If Wall questions (among other things) the potential for a documentary image to convey the meaning of combat, Wearing questions the way one is predisposed to interpret images based upon one’s cultural encoding and the power relationships inherent in the triangulation between subject, photographer, and viewer. If the external promise of reality TV is that it shows real people, without artifice, its tacit goal is to shock audiences with the sensational qualities of raw footage. Just as Walker Evans would refer to photos as having a “documentary style” rather than being documentary, Joel Black sees reality TV as being driven by a “reality effect,” by an explicit “truth as visible spectacle,” in contradistinction to both perceptible and referential realism,
today’s sophisticated effects are increasingly used to produce heightened illusion of reality itself (crashes, disasters, wars, space travel, etc.) – of truth as visible spectacle, of reality as anything that is filmable, or, borrowing from recent French theorists, what I call the reality effect. […] As a graphic medium, film doesn’t literally make things “real,” of course. Documenting actual objects, characters, and events (referential realism), or even making objects, characters, and events seem real (perceptible realism), is altogether different from making them explicit. (8)
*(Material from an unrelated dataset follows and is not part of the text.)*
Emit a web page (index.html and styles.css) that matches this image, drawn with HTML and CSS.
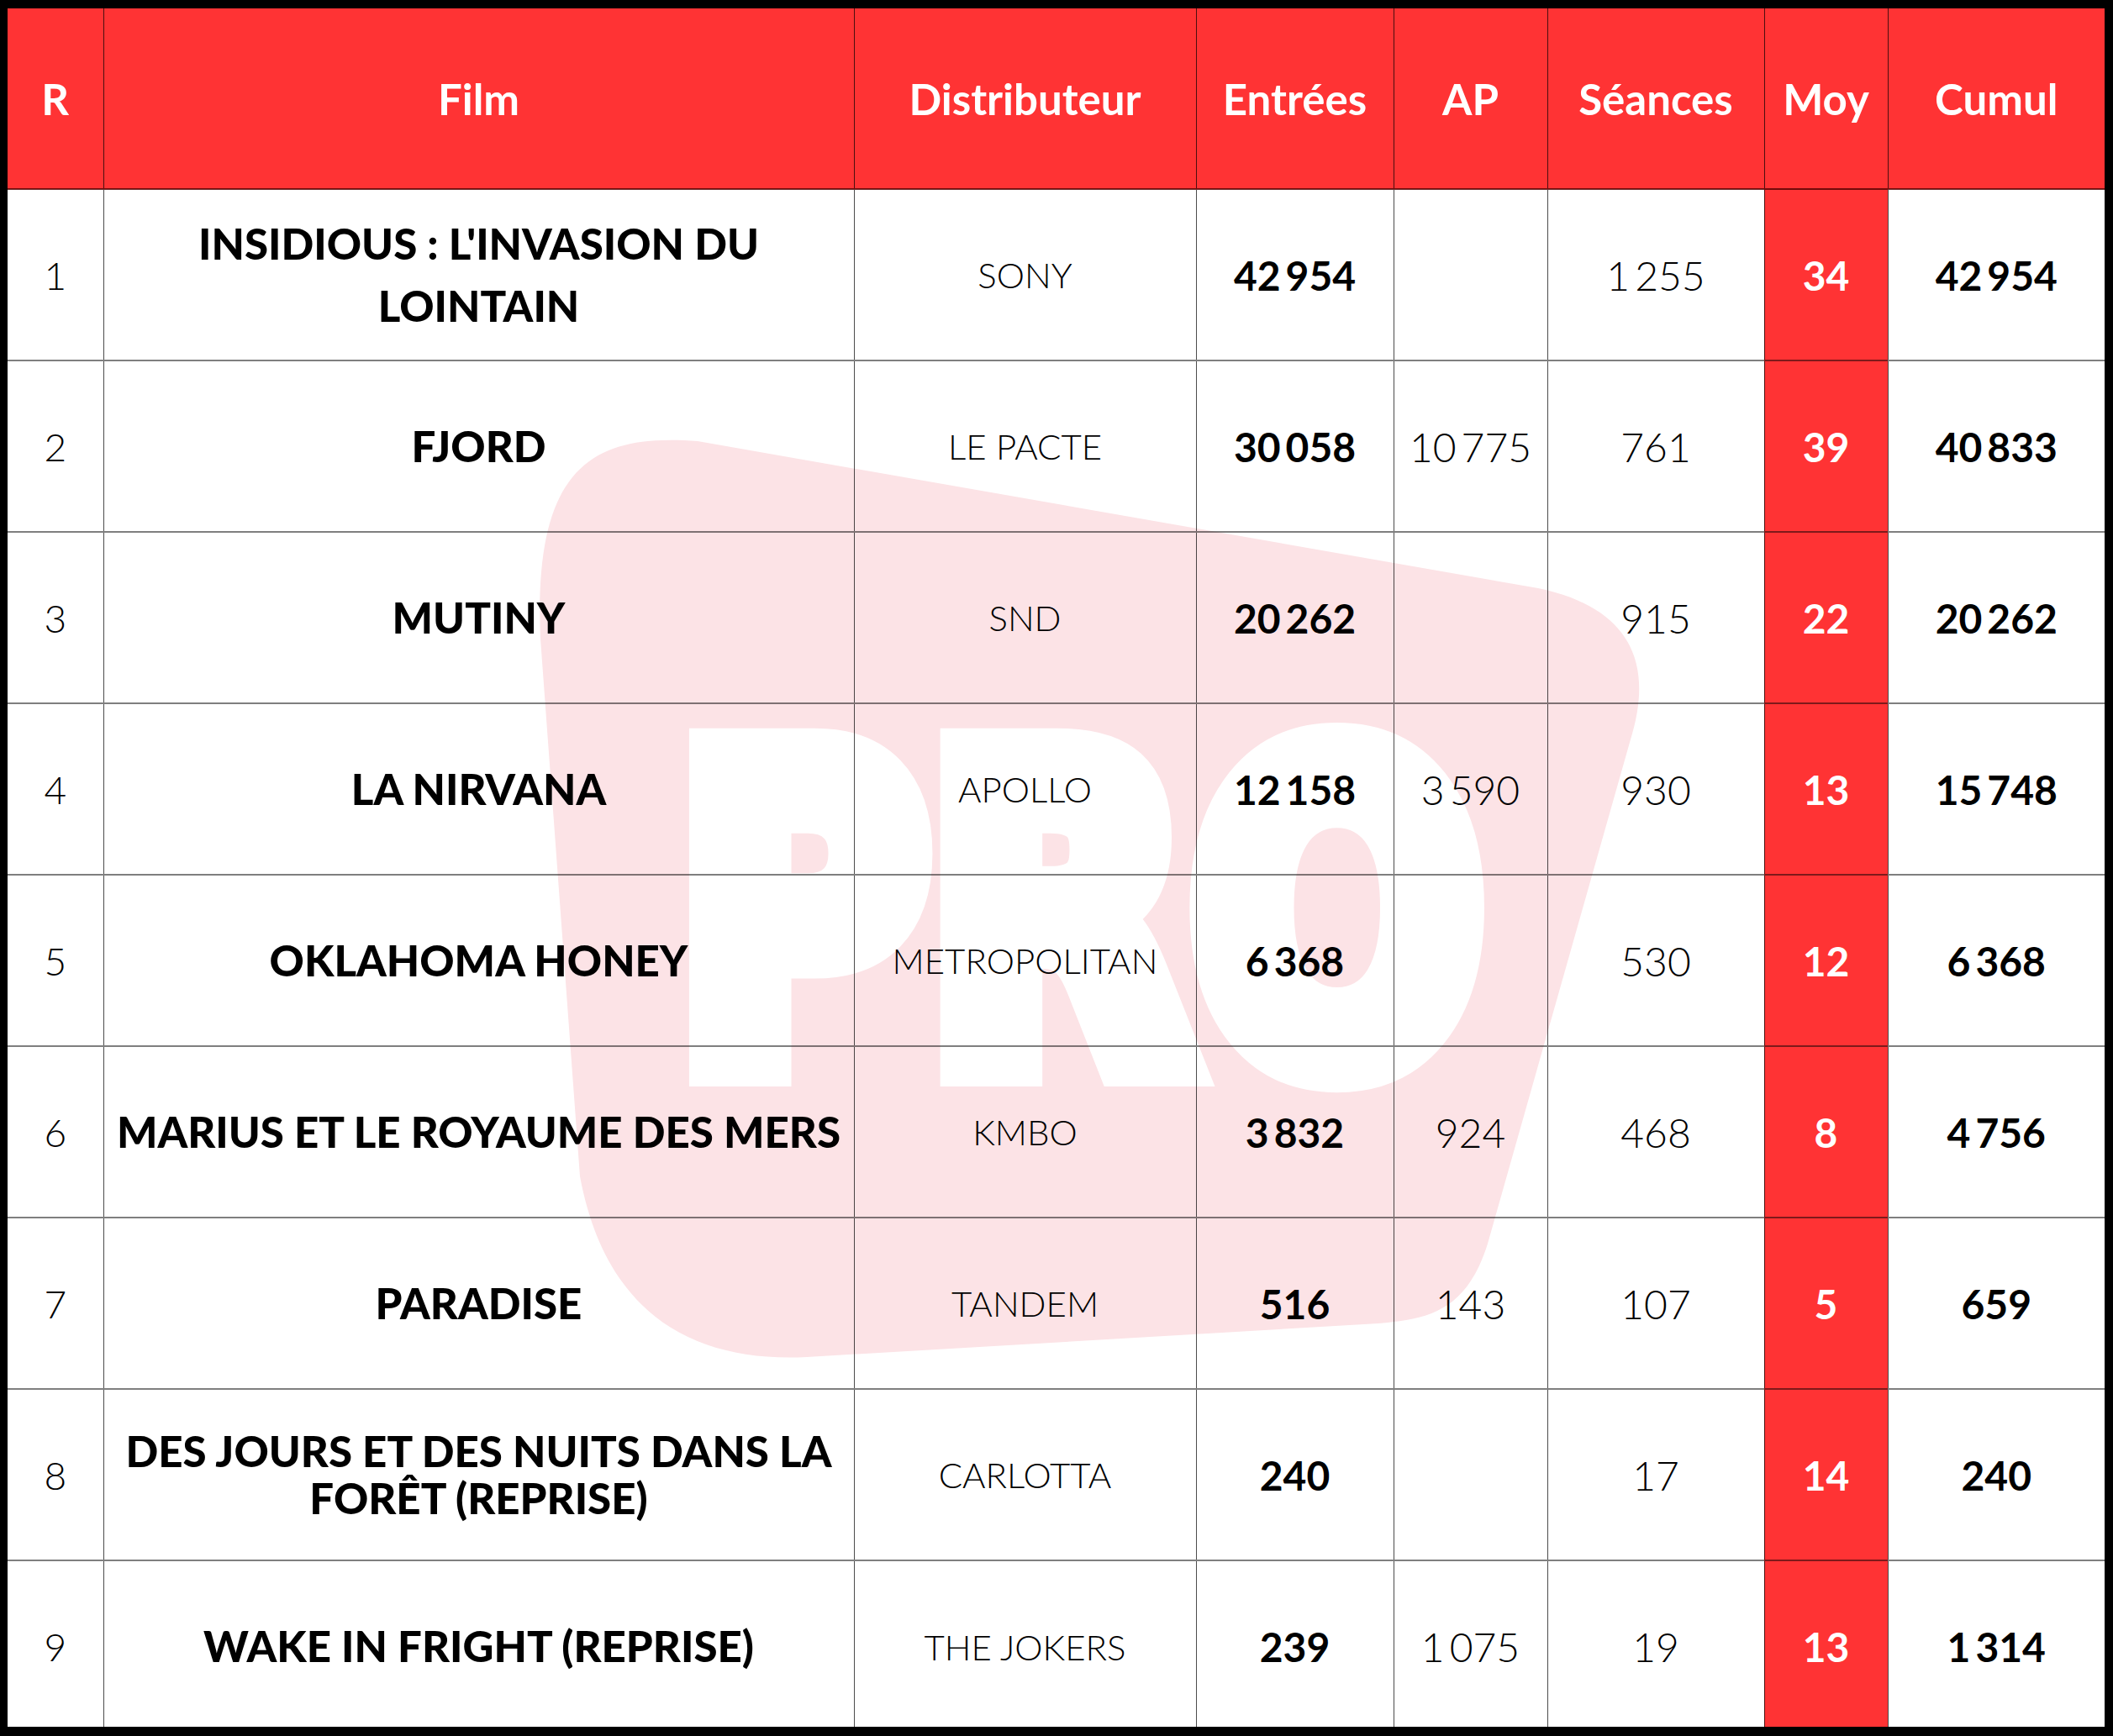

Wearing’s work shows us that there is a difference between reality and realism in that what is explicit (the signs), invariably run counter to our implicit apperception of the subjects. In a playful reversal, it is the explicit information that tends to humanize the subjects. On Wearing’s Signs that Say… project, Russell Ferguson writes:
We are denied the luxury of imposing our own interpretations and fantasies onto these people. Or perhaps it would be more accurate to say that, while we will no doubt continue to impose our own fantasies, these are at least contested or partially directed by the subjects themselves. (Ferguson 47-48)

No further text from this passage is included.